Me: Talking of the Big D, it sneaks up on me in moments I'm off my guard but so far I've been so hyper-aware of its presence and impact that I've managed to keep it at bay. I'm pretty sure it won't be for long. That scares me. I don't have the luxury to indulge it.
C: I came to Delhi in March this time to meet my best friend- I hadn't seen him in 2 years. It was such a huge culture-shock being around him. I realised I was truly a small-town kid. And I loved it.

That was it. Those twenty-or-more lines uttered by me, to a person I barely knew till about 4 hours ago, pretty much captured who I was, am, and some of what I probably will always be. My eccentricities. My darkest fears. My most warped beliefs about myself and the world. In short- The Story Of My Life. So simply and effortlessly.

Would it have been the same if we had met in another space, another time? Would it have been the same if I had decided to play the same game with someone I've known for years?
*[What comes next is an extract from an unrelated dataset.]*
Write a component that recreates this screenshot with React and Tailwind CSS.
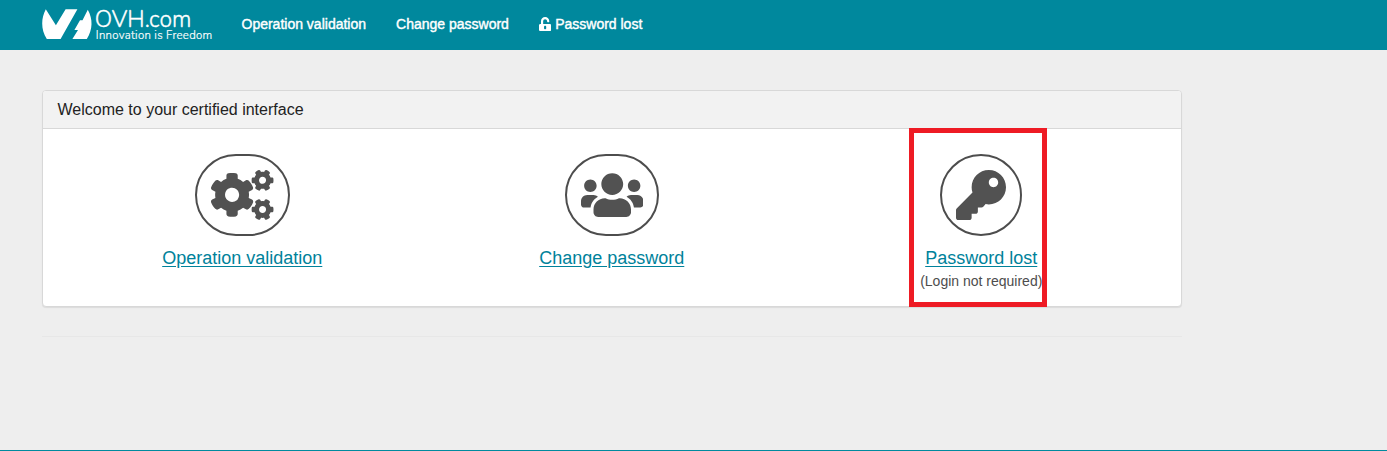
import React from "react";
import { FaCogs, FaUsers, FaKey, FaUnlockAlt } from "react-icons/fa";

function Logo() {
  return (
    <svg className="block h-[50px] w-[172px] shrink-0" viewBox="0 0 172 50" fill="#fff">
      <path d="M3.8 9.3 13.9 25.2 23.6 9.3H35.4L18.6 39H4.8C-1.2 29.8-1.1 18.6 3.8 9.3Z" />
      <path d="M45.8 9.8C51 19 50.9 29.8 44.8 39H30.4L36 30H32.4L38 20.3H40.5Z" />
      <text x="52.8" y="27.2" fontFamily="Nunito, Lato, sans-serif" fontWeight="300" fontSize="24.5" textLength="96.5" lengthAdjust="spacingAndGlyphs" stroke="#fff" strokeWidth="0.35">OVH.com</text>
      <text x="53.8" y="38.6" fontFamily="Nunito, Lato, sans-serif" fontWeight="300" fontSize="11.4" textLength="116.4" lengthAdjust="spacing" stroke="#fff" strokeWidth="0.2" style={{ fontVariantLigatures: "none" }}>Innovation is Freedom</text>
    </svg>
  );
}

function Tile({ icon: Icon, label, note, wide }) {
  return (
    <div className="flex w-[369.5px] flex-col items-center">
      <div className="rounded-full border-2 border-[#4d4d4d] p-[14px] text-[#525252]">
        <Icon className={wide ? "block h-[50px] w-[62.5px]" : "block h-[50px] w-[50px]"} />
      </div>
      <a href="#" className="mt-[9px] text-[18px] leading-[27px] text-[#00829b] underline underline-offset-2">
        {label}
      </a>
      {note && <div className="-mt-px text-[14px] leading-[21px] text-[#4d4d4d]">{note}</div>}
    </div>
  );
}

export default function App() {
  return (
    <div className="relative flex h-[451px] flex-col border-b border-[#008a9f] bg-[#eee] font-['Liberation_Sans',Arial,sans-serif]">
      <nav className="flex h-[50px] shrink-0 items-center bg-[#00889d] pl-[42px] text-[14px] text-white [-webkit-text-stroke:0.4px_white]">
        <div className="[-webkit-text-stroke:0]"><Logo /></div>
        <a href="#" className="ml-[27.5px] -mt-[2px]">Operation validation</a>
        <a href="#" className="ml-[30px] -mt-[2px]">Change password</a>
        <a href="#" className="ml-[30px] -mt-[2px] flex items-center gap-1">
          <FaUnlockAlt className="h-[14px] w-[12.25px]" />
          Password lost
        </a>
      </nav>
      <main className="ml-[42px] mt-[40px] w-[1140px]">
        <section className="h-[217px] rounded-[4px] border border-[#d8d8d8] bg-white shadow-[0_1px_1px_rgba(0,0,0,0.08)]">
          <h1 className="h-[38px] rounded-t-[3px] border-b border-[#d8d8d8] bg-[#f2f2f2] pl-[14.5px] text-[16px] leading-[37px] text-[#222]">
            Welcome to your certified interface
          </h1>
          <div className="flex px-[14.5px] pt-[25px]">
            <Tile icon={FaCogs} label="Operation validation" wide />
            <Tile icon={FaUsers} label="Change password" wide />
            <Tile icon={FaKey} label="Password lost" note="(Login not required)" />
          </div>
        </section>
        <hr className="mt-[29px] border-[#e7e7e7]" />
      </main>
      <div className="pointer-events-none absolute left-[909px] top-[128px] h-[179px] w-[138px] border-5 border-[#ee1b24]" />
    </div>
  );
}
Who knows.
  
As she said, "I'm glad we met. And that we talked."

Little did she know she had helped me weave together The Story of My Life. For the very first time.


Postscript:

For C-
Too much have I spoken in my own words tonight, so I shall borrow Gibran's-

It was but yesterday we met in a dream. 
You have sung to me in my aloneness, and I of your longings have built a tower in the sky. 
But now our sleep has fled and our dream is over, and it is no longer dawn. 
The noontide is upon us and our half waking has turned to fuller day, and we must part. 
If, in the twilight of memory, we should meet once more, 
We shall speak again together and you shall sing to me a deeper song. 
And if our hands should meet in another dream, we shall build another tower in the sky.